STATED GOAL
Copy every record below, exactly as written.

TASK DATA
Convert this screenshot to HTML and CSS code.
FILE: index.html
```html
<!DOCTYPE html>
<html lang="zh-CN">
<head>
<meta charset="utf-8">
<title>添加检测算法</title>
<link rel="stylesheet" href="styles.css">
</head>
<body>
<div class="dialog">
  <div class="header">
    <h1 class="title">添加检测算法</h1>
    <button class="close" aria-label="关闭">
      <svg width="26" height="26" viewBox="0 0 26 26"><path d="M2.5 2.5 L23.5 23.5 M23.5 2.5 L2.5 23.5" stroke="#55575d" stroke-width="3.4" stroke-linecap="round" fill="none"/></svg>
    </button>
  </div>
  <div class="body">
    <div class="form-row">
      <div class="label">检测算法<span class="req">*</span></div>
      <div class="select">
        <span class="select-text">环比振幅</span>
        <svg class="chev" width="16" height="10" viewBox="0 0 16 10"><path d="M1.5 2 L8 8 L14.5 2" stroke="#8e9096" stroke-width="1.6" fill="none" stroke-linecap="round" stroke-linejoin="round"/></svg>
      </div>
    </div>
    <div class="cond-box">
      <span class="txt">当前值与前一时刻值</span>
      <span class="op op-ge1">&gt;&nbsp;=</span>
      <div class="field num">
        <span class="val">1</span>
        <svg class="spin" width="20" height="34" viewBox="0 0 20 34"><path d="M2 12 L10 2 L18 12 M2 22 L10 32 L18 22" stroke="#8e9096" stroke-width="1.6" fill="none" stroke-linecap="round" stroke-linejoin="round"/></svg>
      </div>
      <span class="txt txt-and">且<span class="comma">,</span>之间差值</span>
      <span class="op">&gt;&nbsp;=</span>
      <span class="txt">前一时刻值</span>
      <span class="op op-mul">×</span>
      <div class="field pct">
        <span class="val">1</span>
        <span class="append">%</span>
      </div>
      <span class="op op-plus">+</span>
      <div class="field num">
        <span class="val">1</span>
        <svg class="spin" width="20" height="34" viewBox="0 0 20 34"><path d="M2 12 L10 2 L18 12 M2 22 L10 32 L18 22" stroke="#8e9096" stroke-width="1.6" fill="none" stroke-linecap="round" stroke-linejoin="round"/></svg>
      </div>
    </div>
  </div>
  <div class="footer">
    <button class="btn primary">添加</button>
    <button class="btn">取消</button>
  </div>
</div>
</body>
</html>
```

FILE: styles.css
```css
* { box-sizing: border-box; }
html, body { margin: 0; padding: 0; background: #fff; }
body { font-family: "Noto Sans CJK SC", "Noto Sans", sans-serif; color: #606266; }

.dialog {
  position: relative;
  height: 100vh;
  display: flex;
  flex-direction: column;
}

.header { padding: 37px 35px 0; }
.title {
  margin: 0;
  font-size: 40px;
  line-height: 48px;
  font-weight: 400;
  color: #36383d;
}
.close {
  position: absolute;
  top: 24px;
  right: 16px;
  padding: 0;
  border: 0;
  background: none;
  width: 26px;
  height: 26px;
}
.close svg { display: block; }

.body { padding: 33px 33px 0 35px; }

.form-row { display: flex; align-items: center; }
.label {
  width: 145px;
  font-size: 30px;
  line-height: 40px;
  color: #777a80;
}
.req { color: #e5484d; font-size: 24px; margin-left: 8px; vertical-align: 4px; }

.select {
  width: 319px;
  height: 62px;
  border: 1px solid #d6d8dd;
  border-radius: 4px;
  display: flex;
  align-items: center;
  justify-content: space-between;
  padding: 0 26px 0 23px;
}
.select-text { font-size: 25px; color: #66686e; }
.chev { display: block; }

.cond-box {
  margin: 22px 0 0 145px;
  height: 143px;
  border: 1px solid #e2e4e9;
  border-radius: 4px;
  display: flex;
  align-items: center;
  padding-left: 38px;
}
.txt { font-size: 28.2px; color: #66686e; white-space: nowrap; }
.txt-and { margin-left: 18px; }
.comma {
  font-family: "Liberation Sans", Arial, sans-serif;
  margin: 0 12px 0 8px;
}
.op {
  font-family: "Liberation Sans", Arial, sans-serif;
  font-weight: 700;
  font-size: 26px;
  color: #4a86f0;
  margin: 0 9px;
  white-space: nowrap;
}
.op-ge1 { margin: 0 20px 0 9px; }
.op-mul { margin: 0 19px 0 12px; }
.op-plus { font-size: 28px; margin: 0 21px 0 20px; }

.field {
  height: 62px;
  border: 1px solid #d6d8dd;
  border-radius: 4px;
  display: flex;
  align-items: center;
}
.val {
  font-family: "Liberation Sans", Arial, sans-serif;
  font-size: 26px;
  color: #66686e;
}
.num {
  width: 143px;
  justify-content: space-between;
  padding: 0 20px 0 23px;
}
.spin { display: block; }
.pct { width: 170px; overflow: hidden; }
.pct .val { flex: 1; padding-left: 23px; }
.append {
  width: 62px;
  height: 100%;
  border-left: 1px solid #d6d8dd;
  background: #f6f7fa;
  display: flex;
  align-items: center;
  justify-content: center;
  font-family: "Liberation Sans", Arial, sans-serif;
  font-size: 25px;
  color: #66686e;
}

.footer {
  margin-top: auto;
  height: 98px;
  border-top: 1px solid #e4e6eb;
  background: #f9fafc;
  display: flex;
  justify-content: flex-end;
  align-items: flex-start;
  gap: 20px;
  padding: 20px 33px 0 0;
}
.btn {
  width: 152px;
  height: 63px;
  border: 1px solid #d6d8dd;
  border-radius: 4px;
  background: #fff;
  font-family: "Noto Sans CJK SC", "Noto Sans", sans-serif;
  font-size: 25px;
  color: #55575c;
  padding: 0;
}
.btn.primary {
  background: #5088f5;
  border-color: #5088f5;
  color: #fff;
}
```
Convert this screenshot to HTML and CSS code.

SOLUTION FOR THIS EXERCISE
Convert this screenshot to HTML and CSS code.
FILE: index.html
```html
<!DOCTYPE html>
<html lang="zh-CN">
<head>
<meta charset="utf-8">
<title>添加检测算法</title>
<link rel="stylesheet" href="styles.css">
</head>
<body>
<div class="dialog">
  <div class="header">
    <h1 class="title">添加检测算法</h1>
    <button class="close" aria-label="关闭">
      <svg width="26" height="26" viewBox="0 0 26 26"><path d="M2.5 2.5 L23.5 23.5 M23.5 2.5 L2.5 23.5" stroke="#55575d" stroke-width="3.4" stroke-linecap="round" fill="none"/></svg>
    </button>
  </div>
  <div class="body">
    <div class="form-row">
      <div class="label">检测算法<span class="req">*</span></div>
      <div class="select">
        <span class="select-text">环比振幅</span>
        <svg class="chev" width="16" height="10" viewBox="0 0 16 10"><path d="M1.5 2 L8 8 L14.5 2" stroke="#8e9096" stroke-width="1.6" fill="none" stroke-linecap="round" stroke-linejoin="round"/></svg>
      </div>
    </div>
    <div class="cond-box">
      <span class="txt">当前值与前一时刻值</span>
      <span class="op op-ge1">&gt;&nbsp;=</span>
      <div class="field num">
        <span class="val">1</span>
        <svg class="spin" width="20" height="34" viewBox="0 0 20 34"><path d="M2 12 L10 2 L18 12 M2 22 L10 32 L18 22" stroke="#8e9096" stroke-width="1.6" fill="none" stroke-linecap="round" stroke-linejoin="round"/></svg>
      </div>
      <span class="txt txt-and">且<span class="comma">,</span>之间差值</span>
      <span class="op">&gt;&nbsp;=</span>
      <span class="txt">前一时刻值</span>
      <span class="op op-mul">×</span>
      <div class="field pct">
        <span class="val">1</span>
        <span class="append">%</span>
      </div>
      <span class="op op-plus">+</span>
      <div class="field num">
        <span class="val">1</span>
        <svg class="spin" width="20" height="34" viewBox="0 0 20 34"><path d="M2 12 L10 2 L18 12 M2 22 L10 32 L18 22" stroke="#8e9096" stroke-width="1.6" fill="none" stroke-linecap="round" stroke-linejoin="round"/></svg>
      </div>
    </div>
  </div>
  <div class="footer">
    <button class="btn primary">添加</button>
    <button class="btn">取消</button>
  </div>
</div>
</body>
</html>
```

FILE: styles.css
```css
* { box-sizing: border-box; }
html, body { margin: 0; padding: 0; background: #fff; }
body { font-family: "Noto Sans CJK SC", "Noto Sans", sans-serif; color: #606266; }

.dialog {
  position: relative;
  height: 100vh;
  display: flex;
  flex-direction: column;
}

.header { padding: 37px 35px 0; }
.title {
  margin: 0;
  font-size: 40px;
  line-height: 48px;
  font-weight: 400;
  color: #36383d;
}
.close {
  position: absolute;
  top: 24px;
  right: 16px;
  padding: 0;
  border: 0;
  background: none;
  width: 26px;
  height: 26px;
}
.close svg { display: block; }

.body { padding: 33px 33px 0 35px; }

.form-row { display: flex; align-items: center; }
.label {
  width: 145px;
  font-size: 30px;
  line-height: 40px;
  color: #777a80;
}
.req { color: #e5484d; font-size: 24px; margin-left: 8px; vertical-align: 4px; }

.select {
  width: 319px;
  height: 62px;
  border: 1px solid #d6d8dd;
  border-radius: 4px;
  display: flex;
  align-items: center;
  justify-content: space-between;
  padding: 0 26px 0 23px;
}
.select-text { font-size: 25px; color: #66686e; }
.chev { display: block; }

.cond-box {
  margin: 22px 0 0 145px;
  height: 143px;
  border: 1px solid #e2e4e9;
  border-radius: 4px;
  display: flex;
  align-items: center;
  padding-left: 38px;
}
.txt { font-size: 28.2px; color: #66686e; white-space: nowrap; }
.txt-and { margin-left: 18px; }
.comma {
  font-family: "Liberation Sans", Arial, sans-serif;
  margin: 0 12px 0 8px;
}
.op {
  font-family: "Liberation Sans", Arial, sans-serif;
  font-weight: 700;
  font-size: 26px;
  color: #4a86f0;
  margin: 0 9px;
  white-space: nowrap;
}
.op-ge1 { margin: 0 20px 0 9px; }
.op-mul { margin: 0 19px 0 12px; }
.op-plus { font-size: 28px; margin: 0 21px 0 20px; }

.field {
  height: 62px;
  border: 1px solid #d6d8dd;
  border-radius: 4px;
  display: flex;
  align-items: center;
}
.val {
  font-family: "Liberation Sans", Arial, sans-serif;
  font-size: 26px;
  color: #66686e;
}
.num {
  width: 143px;
  justify-content: space-between;
  padding: 0 20px 0 23px;
}
.spin { display: block; }
.pct { width: 170px; overflow: hidden; }
.pct .val { flex: 1; padding-left: 23px; }
.append {
  width: 62px;
  height: 100%;
  border-left: 1px solid #d6d8dd;
  background: #f6f7fa;
  display: flex;
  align-items: center;
  justify-content: center;
  font-family: "Liberation Sans", Arial, sans-serif;
  font-size: 25px;
  color: #66686e;
}

.footer {
  margin-top: auto;
  height: 98px;
  border-top: 1px solid #e4e6eb;
  background: #f9fafc;
  display: flex;
  justify-content: flex-end;
  align-items: flex-start;
  gap: 20px;
  padding: 20px 33px 0 0;
}
.btn {
  width: 152px;
  height: 63px;
  border: 1px solid #d6d8dd;
  border-radius: 4px;
  background: #fff;
  font-family: "Noto Sans CJK SC", "Noto Sans", sans-serif;
  font-size: 25px;
  color: #55575c;
  padding: 0;
}
.btn.primary {
  background: #5088f5;
  border-color: #5088f5;
  color: #fff;
}
```
Convert this screenshot to HTML and CSS code.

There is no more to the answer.